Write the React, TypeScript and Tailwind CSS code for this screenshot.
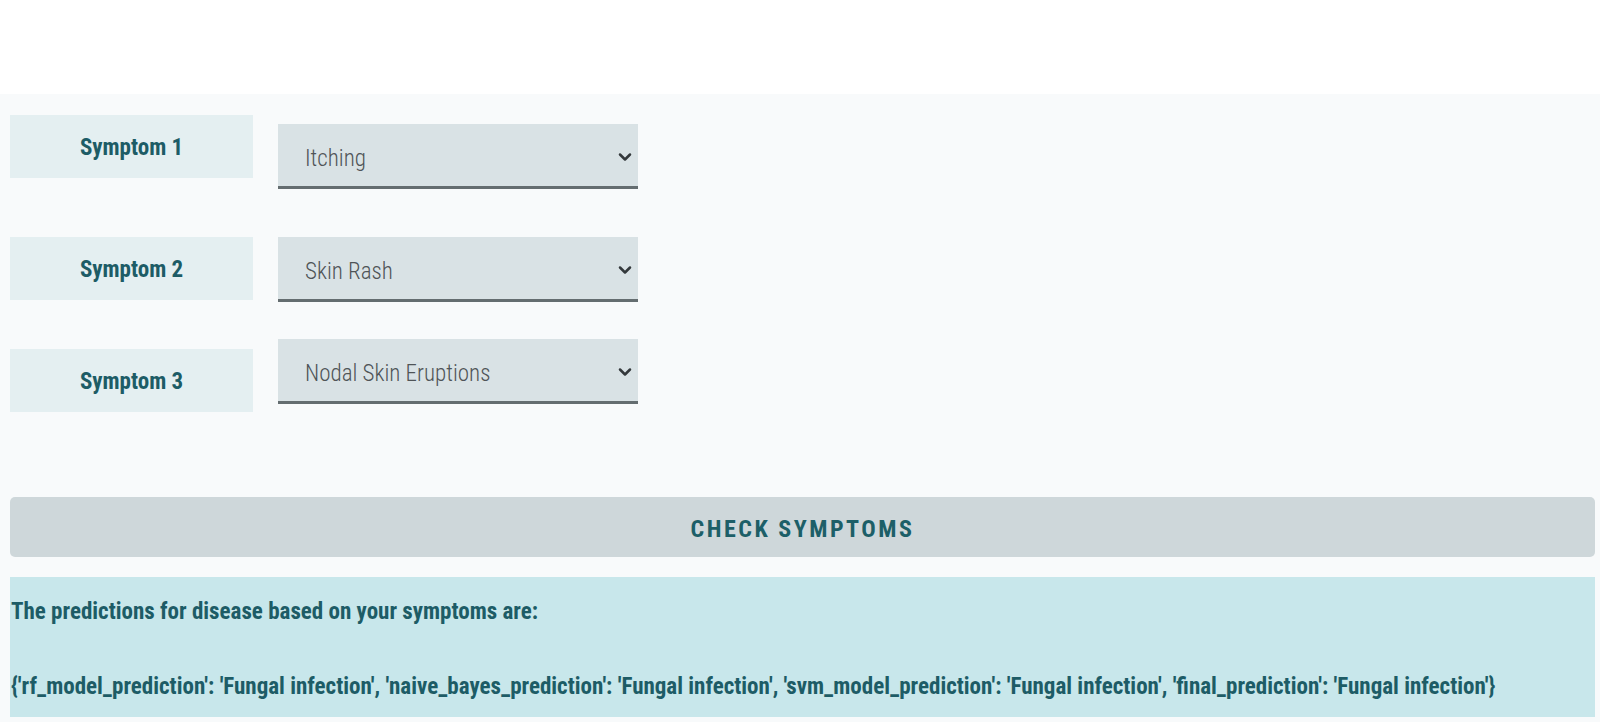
import { ChevronDown } from "lucide-react";

const font = { fontFamily: "'Roboto Condensed', Roboto, 'Liberation Sans', sans-serif" };

const SymptomSelect = ({ value }: { value: string }) => {
  return (
    <div className="relative w-[360px] h-[65px] bg-[#d9e2e5] border-b-[3px] border-[#646d70]">
      <select
        value={value}
        onChange={() => {}}
        className="appearance-none w-full h-full bg-transparent pl-[27px] pt-[8px] text-[23px] font-light text-[#4f5457] outline-none"
        style={font}
      >
        <option>{value}</option>
      </select>
      <ChevronDown
        size={20}
        strokeWidth={3}
        className="absolute right-[3px] top-[23px] text-[#33383b] pointer-events-none"
      />
    </div>
  );
};

const Label = ({ text }: { text: string }) => (
  <div className="w-[243px] h-[63px] pt-[3px] bg-[#e4eff1] flex items-center justify-center text-[23px] font-bold text-[#1d5c66]">
    {text}
  </div>
);

export default function App() {
  return (
    <div className="w-full min-h-screen bg-[#f8fafb]" style={font}>
      {/* top band */}
      <div className="h-[94px] bg-white" />

      <section className="pt-[21px] pl-[10px] pr-[5px] pb-[5px]">
        {/* Row 1 */}
        <div className="flex items-start gap-[25px]">
          <Label text="Symptom 1" />
          <div className="mt-[9px]">
            <SymptomSelect value="Itching" />
          </div>
        </div>

        {/* Row 2 */}
        <div className="flex items-start gap-[25px] mt-[48px]">
          <Label text="Symptom 2" />
          <SymptomSelect value="Skin Rash" />
        </div>

        {/* Row 3 */}
        <div className="flex items-start gap-[25px] mt-[37px]">
          <div className="mt-[10px]">
            <Label text="Symptom 3" />
          </div>
          <SymptomSelect value="Nodal Skin Eruptions" />
        </div>

        <button className="mt-[85px] w-full h-[60px] pt-[3px] rounded-[5px] bg-[#ced7da] text-[24px] font-bold tracking-[2.5px] text-[#1d5f68] uppercase">
          Check Symptoms
        </button>

        <div className="mt-[20px] h-[140px] bg-[#c8e7eb] pl-[1px] pt-[17px] text-[23px] font-bold text-[#1d5c66]">
          <p className="leading-[36px]">The predictions for disease based on your symptoms are:</p>
          <p className="leading-[36px] mt-[39px]">
            {"{'rf_model_prediction': 'Fungal infection', 'naive_bayes_prediction': 'Fungal infection', 'svm_model_prediction': 'Fungal infection', 'final_prediction': 'Fungal infection'}"}
          </p>
        </div>
      </section>
    </div>
  );
}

━━━━━━━━━━

# Requirement
Reproduce the data above word for word from its first line through the line that holds "Condensed', Roboto, 'Liberation", both ends included; skip pictures.

# Expected answer
Write the React, TypeScript and Tailwind CSS code for this screenshot.
import { ChevronDown } from "lucide-react";

const font = { fontFamily: "'Roboto Condensed', Roboto, 'Liberation Sans', sans-serif" };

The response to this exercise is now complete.